- What the exercise asks -
Gather all lines from the material that contain the word "screenshot".

Code that builds pages
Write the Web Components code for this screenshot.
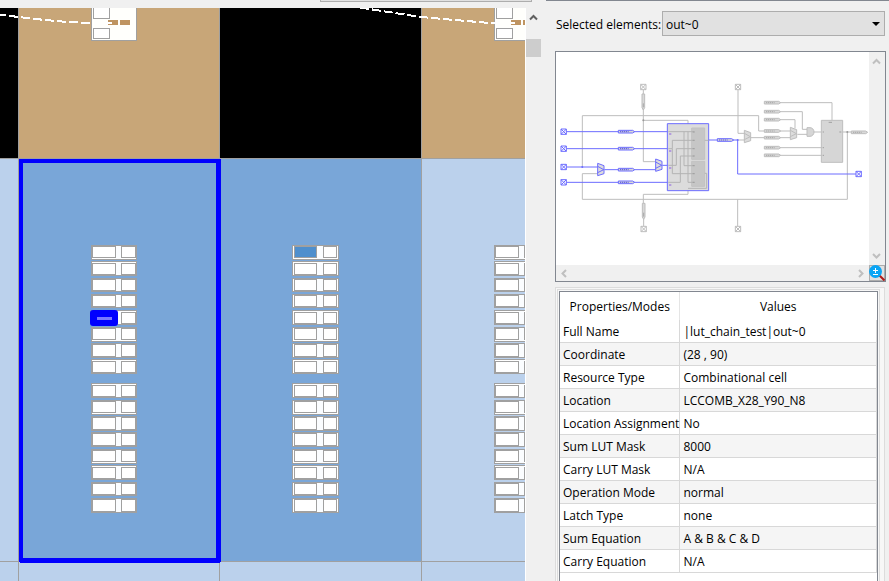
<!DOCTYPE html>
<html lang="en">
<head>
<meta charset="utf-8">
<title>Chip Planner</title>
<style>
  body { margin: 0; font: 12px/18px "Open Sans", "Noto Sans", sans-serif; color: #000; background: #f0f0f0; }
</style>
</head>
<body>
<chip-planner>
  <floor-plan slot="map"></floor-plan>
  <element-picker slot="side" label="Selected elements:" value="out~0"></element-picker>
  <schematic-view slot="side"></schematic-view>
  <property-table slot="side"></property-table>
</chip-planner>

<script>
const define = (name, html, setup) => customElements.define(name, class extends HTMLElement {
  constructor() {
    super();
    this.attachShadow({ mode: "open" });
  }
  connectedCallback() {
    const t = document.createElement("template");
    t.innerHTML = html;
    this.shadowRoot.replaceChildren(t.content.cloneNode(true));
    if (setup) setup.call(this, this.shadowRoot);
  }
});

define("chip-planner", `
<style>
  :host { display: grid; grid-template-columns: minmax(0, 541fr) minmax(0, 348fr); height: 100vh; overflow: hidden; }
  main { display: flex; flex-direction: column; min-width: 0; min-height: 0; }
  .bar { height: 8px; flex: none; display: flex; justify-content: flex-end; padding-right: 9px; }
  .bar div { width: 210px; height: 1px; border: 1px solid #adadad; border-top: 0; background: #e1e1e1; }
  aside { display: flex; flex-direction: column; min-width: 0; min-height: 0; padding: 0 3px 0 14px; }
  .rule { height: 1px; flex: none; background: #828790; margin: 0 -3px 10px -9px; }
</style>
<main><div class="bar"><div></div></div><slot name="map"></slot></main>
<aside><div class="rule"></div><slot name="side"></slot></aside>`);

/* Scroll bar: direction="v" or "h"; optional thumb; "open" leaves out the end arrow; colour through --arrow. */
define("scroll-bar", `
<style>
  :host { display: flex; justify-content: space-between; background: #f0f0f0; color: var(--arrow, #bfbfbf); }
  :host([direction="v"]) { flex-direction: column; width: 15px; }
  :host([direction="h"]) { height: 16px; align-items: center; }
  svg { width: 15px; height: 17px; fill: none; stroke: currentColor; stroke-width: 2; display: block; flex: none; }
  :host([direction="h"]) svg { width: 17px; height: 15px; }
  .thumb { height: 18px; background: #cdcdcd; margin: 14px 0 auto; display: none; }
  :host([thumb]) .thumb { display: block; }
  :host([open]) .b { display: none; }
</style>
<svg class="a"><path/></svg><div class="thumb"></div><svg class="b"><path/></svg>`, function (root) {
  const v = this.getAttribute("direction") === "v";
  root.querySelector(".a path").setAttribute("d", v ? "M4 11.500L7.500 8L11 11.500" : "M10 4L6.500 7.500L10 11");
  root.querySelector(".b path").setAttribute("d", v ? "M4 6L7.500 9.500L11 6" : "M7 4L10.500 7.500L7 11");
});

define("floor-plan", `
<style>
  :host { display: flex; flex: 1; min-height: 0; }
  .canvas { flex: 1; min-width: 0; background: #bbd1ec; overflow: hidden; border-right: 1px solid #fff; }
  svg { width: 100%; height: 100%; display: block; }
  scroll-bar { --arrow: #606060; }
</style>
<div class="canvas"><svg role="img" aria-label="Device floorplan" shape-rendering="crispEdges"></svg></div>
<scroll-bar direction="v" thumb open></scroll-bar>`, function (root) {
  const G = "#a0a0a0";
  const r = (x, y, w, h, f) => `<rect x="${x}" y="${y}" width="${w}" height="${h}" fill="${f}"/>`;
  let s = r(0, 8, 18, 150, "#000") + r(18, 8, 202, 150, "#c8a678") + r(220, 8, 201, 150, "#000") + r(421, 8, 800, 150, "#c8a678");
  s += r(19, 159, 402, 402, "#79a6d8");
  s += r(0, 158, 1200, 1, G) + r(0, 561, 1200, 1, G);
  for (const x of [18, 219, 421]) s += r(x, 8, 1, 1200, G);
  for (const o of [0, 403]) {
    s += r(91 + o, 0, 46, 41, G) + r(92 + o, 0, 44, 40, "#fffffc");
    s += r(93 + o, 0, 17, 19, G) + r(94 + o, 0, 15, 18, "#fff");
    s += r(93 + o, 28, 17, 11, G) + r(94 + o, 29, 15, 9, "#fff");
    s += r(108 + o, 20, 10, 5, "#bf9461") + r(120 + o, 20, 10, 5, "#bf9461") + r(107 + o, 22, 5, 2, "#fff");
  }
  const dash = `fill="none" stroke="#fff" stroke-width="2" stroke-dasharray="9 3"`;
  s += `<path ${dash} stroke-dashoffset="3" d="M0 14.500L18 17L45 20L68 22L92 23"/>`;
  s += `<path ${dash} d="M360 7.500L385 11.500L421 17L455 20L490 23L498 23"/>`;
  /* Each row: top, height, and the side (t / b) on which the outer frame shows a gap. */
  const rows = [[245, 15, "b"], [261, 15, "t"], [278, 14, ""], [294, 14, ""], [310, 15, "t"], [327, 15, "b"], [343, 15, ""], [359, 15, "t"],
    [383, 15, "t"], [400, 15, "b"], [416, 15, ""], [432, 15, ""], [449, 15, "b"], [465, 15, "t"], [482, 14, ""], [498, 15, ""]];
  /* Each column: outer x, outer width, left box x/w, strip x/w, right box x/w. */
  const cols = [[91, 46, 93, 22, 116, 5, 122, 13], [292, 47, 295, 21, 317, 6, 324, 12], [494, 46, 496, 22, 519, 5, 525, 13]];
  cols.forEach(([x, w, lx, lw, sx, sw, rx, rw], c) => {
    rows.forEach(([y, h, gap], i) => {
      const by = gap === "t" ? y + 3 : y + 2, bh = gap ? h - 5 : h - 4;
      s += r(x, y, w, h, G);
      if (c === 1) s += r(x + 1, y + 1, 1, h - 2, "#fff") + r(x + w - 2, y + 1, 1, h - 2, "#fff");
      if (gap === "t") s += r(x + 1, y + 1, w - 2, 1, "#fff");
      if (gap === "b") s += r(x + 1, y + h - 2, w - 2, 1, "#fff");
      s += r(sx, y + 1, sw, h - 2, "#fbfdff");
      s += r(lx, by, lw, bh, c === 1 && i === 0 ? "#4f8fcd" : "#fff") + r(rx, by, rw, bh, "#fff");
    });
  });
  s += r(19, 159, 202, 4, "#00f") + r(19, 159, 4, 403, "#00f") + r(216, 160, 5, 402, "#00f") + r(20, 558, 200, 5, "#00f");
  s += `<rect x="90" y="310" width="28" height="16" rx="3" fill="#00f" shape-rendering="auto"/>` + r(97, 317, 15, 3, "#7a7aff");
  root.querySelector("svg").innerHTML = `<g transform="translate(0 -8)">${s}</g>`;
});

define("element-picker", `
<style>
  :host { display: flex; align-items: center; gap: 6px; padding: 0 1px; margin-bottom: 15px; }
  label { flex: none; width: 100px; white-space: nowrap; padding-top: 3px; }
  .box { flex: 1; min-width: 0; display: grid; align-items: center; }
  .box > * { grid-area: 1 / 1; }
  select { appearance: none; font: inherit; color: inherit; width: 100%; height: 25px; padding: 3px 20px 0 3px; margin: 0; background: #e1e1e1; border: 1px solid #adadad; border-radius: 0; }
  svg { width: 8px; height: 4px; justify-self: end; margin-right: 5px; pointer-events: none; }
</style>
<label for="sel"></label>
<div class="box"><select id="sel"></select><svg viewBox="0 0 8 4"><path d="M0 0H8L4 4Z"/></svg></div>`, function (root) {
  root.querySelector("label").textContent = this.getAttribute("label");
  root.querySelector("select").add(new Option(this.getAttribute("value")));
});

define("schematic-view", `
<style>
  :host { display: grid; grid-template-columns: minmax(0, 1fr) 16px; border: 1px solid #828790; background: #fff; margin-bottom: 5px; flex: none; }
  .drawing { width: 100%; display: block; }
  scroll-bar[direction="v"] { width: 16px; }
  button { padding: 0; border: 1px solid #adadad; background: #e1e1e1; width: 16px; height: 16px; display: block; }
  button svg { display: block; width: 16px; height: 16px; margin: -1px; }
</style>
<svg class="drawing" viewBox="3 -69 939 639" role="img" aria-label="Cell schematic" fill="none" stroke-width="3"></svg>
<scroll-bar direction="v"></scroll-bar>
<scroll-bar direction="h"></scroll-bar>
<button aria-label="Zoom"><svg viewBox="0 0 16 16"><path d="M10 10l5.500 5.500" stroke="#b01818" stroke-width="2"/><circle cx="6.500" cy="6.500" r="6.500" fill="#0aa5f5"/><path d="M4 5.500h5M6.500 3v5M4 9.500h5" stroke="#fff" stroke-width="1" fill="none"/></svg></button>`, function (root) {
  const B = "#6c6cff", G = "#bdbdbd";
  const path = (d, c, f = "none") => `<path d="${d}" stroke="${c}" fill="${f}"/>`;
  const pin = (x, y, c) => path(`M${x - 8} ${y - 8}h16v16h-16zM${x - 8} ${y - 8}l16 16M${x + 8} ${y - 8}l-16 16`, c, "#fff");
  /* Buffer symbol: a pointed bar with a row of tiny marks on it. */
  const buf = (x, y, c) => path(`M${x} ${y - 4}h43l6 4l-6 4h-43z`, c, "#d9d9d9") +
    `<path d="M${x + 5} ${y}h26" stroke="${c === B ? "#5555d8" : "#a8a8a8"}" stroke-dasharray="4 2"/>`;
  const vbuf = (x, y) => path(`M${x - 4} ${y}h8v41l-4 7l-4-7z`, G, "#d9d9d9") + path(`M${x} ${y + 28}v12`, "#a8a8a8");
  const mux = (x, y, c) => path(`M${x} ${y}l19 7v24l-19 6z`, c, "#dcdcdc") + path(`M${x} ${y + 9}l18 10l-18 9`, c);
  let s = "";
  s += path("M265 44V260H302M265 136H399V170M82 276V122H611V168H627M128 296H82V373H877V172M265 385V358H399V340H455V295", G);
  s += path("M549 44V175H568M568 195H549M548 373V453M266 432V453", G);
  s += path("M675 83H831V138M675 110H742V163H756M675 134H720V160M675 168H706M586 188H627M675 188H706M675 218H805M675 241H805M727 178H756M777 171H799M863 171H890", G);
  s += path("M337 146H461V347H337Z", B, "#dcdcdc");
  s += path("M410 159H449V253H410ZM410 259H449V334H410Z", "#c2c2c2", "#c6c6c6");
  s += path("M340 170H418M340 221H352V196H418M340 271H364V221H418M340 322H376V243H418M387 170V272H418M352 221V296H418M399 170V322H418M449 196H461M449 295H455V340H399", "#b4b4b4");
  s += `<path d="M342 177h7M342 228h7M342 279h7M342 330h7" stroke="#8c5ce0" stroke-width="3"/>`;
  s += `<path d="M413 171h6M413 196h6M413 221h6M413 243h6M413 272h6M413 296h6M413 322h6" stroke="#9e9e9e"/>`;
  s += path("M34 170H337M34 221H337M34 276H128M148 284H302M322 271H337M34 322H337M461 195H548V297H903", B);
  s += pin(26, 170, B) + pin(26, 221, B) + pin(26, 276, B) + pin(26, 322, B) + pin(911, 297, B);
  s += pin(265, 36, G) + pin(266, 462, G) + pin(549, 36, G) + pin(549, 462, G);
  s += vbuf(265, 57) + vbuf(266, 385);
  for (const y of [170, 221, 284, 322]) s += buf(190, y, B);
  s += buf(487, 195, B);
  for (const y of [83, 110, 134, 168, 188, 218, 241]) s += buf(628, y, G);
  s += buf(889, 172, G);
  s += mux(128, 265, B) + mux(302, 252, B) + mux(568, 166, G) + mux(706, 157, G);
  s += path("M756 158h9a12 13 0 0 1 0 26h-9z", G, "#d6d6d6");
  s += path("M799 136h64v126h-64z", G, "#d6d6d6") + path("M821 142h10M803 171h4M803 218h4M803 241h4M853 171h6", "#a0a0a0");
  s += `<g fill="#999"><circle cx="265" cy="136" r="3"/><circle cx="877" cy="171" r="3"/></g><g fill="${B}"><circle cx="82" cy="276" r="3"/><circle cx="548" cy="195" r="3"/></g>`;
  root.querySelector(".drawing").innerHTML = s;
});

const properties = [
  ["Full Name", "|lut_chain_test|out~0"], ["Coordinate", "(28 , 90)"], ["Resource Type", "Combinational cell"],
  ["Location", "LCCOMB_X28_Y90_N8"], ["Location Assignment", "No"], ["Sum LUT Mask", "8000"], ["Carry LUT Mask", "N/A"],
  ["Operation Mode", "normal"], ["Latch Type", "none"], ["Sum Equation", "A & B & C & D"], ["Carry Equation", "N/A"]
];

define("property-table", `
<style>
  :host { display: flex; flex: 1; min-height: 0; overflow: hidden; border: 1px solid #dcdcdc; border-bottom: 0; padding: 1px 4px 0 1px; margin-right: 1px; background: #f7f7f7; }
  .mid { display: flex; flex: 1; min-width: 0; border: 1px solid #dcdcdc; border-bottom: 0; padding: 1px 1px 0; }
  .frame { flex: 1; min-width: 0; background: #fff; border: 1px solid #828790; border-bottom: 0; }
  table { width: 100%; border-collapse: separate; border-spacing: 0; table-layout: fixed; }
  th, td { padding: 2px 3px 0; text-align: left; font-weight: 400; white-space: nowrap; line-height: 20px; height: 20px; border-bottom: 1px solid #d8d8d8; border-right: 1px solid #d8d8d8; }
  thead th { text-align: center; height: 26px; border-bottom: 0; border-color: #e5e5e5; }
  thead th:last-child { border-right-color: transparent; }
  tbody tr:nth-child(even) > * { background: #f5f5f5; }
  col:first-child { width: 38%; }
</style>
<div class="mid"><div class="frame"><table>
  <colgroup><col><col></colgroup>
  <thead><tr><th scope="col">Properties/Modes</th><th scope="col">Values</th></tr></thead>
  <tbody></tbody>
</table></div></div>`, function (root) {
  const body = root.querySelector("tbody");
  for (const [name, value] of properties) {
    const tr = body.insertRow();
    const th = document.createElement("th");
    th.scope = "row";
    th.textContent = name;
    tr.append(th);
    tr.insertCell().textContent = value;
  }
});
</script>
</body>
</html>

==

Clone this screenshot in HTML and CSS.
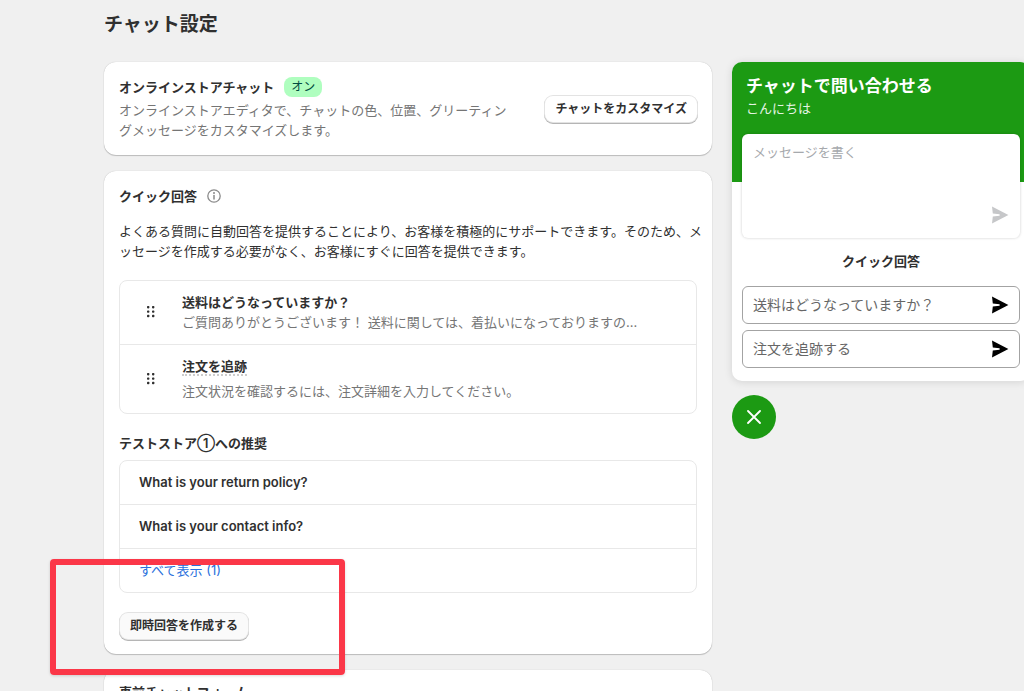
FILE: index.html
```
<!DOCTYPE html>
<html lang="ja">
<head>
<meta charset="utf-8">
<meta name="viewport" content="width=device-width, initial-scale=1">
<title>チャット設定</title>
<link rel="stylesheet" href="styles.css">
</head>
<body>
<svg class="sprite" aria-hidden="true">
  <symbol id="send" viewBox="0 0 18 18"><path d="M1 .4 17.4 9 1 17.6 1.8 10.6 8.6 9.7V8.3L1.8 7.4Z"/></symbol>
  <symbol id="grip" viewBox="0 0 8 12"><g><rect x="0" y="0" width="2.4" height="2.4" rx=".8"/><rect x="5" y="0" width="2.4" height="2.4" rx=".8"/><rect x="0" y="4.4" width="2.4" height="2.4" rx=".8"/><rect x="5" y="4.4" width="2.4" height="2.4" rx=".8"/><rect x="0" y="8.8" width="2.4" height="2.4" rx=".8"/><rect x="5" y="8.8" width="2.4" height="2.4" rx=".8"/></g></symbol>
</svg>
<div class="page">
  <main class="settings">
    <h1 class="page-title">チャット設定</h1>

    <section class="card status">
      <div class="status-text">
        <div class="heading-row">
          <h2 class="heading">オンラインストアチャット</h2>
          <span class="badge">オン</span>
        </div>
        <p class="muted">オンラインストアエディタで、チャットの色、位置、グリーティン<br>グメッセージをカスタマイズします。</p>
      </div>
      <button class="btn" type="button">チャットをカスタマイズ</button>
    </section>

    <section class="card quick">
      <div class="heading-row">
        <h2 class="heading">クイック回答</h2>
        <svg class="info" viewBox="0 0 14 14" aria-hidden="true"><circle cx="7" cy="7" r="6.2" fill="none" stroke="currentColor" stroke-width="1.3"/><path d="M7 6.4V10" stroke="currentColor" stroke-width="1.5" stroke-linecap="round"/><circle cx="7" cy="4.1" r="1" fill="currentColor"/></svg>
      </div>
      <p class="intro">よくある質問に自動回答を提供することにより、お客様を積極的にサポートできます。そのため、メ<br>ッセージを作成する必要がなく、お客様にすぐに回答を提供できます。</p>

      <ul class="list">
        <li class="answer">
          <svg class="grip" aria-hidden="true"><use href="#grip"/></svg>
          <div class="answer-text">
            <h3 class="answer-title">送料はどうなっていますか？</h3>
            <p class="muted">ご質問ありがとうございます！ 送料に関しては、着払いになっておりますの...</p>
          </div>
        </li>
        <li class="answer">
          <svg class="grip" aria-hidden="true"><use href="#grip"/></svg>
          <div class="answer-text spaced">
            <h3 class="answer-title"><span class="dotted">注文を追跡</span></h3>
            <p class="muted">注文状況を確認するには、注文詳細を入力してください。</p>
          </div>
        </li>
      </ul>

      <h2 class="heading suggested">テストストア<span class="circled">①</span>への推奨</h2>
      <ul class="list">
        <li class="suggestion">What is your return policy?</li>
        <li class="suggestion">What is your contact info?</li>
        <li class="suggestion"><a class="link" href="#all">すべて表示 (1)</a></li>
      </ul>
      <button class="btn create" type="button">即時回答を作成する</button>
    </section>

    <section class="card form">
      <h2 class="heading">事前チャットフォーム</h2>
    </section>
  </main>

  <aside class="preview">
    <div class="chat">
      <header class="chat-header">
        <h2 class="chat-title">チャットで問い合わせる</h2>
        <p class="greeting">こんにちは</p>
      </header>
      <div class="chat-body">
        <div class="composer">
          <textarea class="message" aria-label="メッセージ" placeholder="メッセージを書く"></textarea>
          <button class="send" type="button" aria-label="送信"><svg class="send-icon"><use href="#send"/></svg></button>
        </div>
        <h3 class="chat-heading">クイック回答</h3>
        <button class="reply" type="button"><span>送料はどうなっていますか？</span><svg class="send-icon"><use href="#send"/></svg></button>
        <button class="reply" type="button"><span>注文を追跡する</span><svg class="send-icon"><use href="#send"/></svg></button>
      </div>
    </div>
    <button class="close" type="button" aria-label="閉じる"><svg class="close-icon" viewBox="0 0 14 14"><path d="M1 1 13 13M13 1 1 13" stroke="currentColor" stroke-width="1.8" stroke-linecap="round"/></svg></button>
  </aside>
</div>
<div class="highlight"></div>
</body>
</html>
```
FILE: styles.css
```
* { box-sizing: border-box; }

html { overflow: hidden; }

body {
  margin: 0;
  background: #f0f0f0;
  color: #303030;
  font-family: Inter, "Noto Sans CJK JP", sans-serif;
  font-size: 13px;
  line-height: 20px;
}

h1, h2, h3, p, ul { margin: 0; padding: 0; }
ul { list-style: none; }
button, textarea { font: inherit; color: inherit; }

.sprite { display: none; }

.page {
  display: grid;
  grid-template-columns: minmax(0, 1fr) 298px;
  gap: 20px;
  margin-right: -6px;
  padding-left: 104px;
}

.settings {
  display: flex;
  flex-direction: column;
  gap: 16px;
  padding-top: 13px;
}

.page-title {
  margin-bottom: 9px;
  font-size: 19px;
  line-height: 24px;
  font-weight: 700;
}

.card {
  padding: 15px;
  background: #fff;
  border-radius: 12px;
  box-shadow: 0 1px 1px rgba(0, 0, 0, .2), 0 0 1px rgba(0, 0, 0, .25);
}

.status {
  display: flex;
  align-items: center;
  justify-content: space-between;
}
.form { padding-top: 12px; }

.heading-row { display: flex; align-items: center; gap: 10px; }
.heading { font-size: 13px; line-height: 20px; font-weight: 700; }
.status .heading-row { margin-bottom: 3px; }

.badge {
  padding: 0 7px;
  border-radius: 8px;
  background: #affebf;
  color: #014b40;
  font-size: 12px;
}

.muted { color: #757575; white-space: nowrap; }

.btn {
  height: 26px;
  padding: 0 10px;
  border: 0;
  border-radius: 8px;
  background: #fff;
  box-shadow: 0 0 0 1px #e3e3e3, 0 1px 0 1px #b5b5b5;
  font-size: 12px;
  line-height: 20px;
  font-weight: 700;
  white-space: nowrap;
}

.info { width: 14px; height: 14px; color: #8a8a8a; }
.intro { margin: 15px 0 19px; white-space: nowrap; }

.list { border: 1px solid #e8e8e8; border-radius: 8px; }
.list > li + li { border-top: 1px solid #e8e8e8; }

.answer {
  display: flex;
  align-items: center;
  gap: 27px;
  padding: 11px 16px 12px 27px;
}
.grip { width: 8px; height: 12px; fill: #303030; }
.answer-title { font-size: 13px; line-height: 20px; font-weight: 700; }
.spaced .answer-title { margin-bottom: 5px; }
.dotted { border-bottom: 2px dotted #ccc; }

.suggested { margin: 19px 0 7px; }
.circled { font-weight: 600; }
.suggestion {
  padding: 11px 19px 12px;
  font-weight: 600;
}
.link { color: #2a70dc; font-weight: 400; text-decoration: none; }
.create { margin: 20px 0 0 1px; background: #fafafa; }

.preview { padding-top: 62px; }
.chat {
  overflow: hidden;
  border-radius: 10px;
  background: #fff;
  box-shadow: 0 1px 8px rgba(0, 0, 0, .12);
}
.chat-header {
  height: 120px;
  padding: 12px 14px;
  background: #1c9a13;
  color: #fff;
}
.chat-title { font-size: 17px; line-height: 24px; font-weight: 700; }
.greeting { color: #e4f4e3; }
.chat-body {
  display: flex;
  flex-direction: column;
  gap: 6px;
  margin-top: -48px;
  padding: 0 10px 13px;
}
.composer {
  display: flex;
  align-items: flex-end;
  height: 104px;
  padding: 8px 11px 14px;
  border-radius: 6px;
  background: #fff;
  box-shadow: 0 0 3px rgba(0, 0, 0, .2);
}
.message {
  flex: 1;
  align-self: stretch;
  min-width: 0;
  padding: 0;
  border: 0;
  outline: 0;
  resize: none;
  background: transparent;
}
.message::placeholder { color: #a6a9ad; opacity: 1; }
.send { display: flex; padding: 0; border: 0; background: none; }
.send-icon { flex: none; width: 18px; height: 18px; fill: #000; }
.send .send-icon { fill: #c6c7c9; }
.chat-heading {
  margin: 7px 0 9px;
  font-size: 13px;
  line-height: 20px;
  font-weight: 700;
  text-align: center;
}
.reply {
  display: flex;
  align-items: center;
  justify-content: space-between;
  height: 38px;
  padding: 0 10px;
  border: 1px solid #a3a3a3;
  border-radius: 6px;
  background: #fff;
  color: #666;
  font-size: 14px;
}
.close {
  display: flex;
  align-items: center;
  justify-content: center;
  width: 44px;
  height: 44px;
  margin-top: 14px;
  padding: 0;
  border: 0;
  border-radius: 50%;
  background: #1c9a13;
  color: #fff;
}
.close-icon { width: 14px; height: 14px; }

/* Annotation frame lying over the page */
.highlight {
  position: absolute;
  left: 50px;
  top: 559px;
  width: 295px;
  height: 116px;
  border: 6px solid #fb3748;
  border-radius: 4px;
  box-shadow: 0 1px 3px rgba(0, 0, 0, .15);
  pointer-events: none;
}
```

- Solution -
Write the Web Components code for this screenshot.
Clone this screenshot in HTML and CSS.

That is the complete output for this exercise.